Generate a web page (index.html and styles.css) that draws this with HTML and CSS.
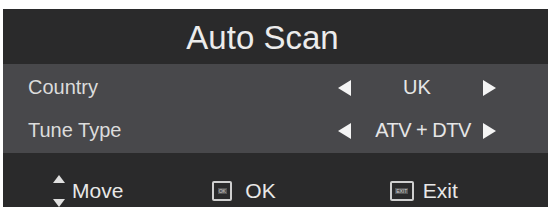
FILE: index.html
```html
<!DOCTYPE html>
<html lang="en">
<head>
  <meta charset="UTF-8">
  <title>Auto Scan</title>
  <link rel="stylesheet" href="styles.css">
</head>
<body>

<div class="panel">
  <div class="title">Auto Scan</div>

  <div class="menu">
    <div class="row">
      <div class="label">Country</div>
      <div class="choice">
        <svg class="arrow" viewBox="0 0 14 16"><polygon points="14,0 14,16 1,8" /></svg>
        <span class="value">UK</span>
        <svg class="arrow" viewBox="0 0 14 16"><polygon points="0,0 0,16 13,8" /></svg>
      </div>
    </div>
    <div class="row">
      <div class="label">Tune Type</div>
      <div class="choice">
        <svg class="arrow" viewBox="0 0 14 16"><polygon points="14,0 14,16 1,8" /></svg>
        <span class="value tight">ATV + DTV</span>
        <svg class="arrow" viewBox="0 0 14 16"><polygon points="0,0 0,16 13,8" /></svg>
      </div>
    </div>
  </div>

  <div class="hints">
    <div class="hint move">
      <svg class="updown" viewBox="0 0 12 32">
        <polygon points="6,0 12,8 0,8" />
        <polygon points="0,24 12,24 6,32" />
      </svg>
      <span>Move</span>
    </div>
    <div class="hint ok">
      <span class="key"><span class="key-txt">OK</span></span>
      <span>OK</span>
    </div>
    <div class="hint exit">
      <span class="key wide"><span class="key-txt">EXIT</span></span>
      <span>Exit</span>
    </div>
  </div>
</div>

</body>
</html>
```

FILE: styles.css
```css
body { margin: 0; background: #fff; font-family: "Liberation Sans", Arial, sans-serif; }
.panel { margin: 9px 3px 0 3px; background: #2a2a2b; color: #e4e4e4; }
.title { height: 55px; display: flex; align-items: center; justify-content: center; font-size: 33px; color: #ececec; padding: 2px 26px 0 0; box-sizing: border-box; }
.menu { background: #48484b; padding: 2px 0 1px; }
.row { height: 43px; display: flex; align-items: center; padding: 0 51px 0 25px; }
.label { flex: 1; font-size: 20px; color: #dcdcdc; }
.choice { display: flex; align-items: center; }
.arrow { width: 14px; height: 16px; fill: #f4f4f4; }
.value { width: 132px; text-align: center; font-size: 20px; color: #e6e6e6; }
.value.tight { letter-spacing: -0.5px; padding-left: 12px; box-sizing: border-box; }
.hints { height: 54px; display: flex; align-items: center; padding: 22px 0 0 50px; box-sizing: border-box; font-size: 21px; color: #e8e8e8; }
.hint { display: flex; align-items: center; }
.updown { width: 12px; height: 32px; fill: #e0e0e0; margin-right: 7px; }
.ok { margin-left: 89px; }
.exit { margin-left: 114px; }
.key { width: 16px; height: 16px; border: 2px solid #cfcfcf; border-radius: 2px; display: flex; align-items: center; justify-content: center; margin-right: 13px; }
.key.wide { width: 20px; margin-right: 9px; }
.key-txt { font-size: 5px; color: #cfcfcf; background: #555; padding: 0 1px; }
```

#### Task goal
Copy each line in full and exactly, omitting any picture.

#### Right answer
Generate a web page (index.html and styles.css) that draws this with HTML and CSS.
FILE: index.html
```html
<!DOCTYPE html>
<html lang="en">
<head>
  <meta charset="UTF-8">
  <title>Auto Scan</title>
  <link rel="stylesheet" href="styles.css">
</head>
<body>

<div class="panel">
  <div class="title">Auto Scan</div>

  <div class="menu">
    <div class="row">
      <div class="label">Country</div>
      <div class="choice">
        <svg class="arrow" viewBox="0 0 14 16"><polygon points="14,0 14,16 1,8" /></svg>
        <span class="value">UK</span>
        <svg class="arrow" viewBox="0 0 14 16"><polygon points="0,0 0,16 13,8" /></svg>
      </div>
    </div>
    <div class="row">
      <div class="label">Tune Type</div>
      <div class="choice">
        <svg class="arrow" viewBox="0 0 14 16"><polygon points="14,0 14,16 1,8" /></svg>
        <span class="value tight">ATV + DTV</span>
        <svg class="arrow" viewBox="0 0 14 16"><polygon points="0,0 0,16 13,8" /></svg>
      </div>
    </div>
  </div>

  <div class="hints">
    <div class="hint move">
      <svg class="updown" viewBox="0 0 12 32">
        <polygon points="6,0 12,8 0,8" />
        <polygon points="0,24 12,24 6,32" />
      </svg>
      <span>Move</span>
    </div>
    <div class="hint ok">
      <span class="key"><span class="key-txt">OK</span></span>
      <span>OK</span>
    </div>
    <div class="hint exit">
      <span class="key wide"><span class="key-txt">EXIT</span></span>
      <span>Exit</span>
    </div>
  </div>
</div>

</body>
</html>
```

FILE: styles.css
```css
body { margin: 0; background: #fff; font-family: "Liberation Sans", Arial, sans-serif; }
.panel { margin: 9px 3px 0 3px; background: #2a2a2b; color: #e4e4e4; }
.title { height: 55px; display: flex; align-items: center; justify-content: center; font-size: 33px; color: #ececec; padding: 2px 26px 0 0; box-sizing: border-box; }
.menu { background: #48484b; padding: 2px 0 1px; }
.row { height: 43px; display: flex; align-items: center; padding: 0 51px 0 25px; }
.label { flex: 1; font-size: 20px; color: #dcdcdc; }
.choice { display: flex; align-items: center; }
.arrow { width: 14px; height: 16px; fill: #f4f4f4; }
.value { width: 132px; text-align: center; font-size: 20px; color: #e6e6e6; }
.value.tight { letter-spacing: -0.5px; padding-left: 12px; box-sizing: border-box; }
.hints { height: 54px; display: flex; align-items: center; padding: 22px 0 0 50px; box-sizing: border-box; font-size: 21px; color: #e8e8e8; }
.hint { display: flex; align-items: center; }
.updown { width: 12px; height: 32px; fill: #e0e0e0; margin-right: 7px; }
.ok { margin-left: 89px; }
.exit { margin-left: 114px; }
.key { width: 16px; height: 16px; border: 2px solid #cfcfcf; border-radius: 2px; display: flex; align-items: center; justify-content: center; margin-right: 13px; }
.key.wide { width: 20px; margin-right: 9px; }
.key-txt { font-size: 5px; color: #cfcfcf; background: #555; padding: 0 1px; }
```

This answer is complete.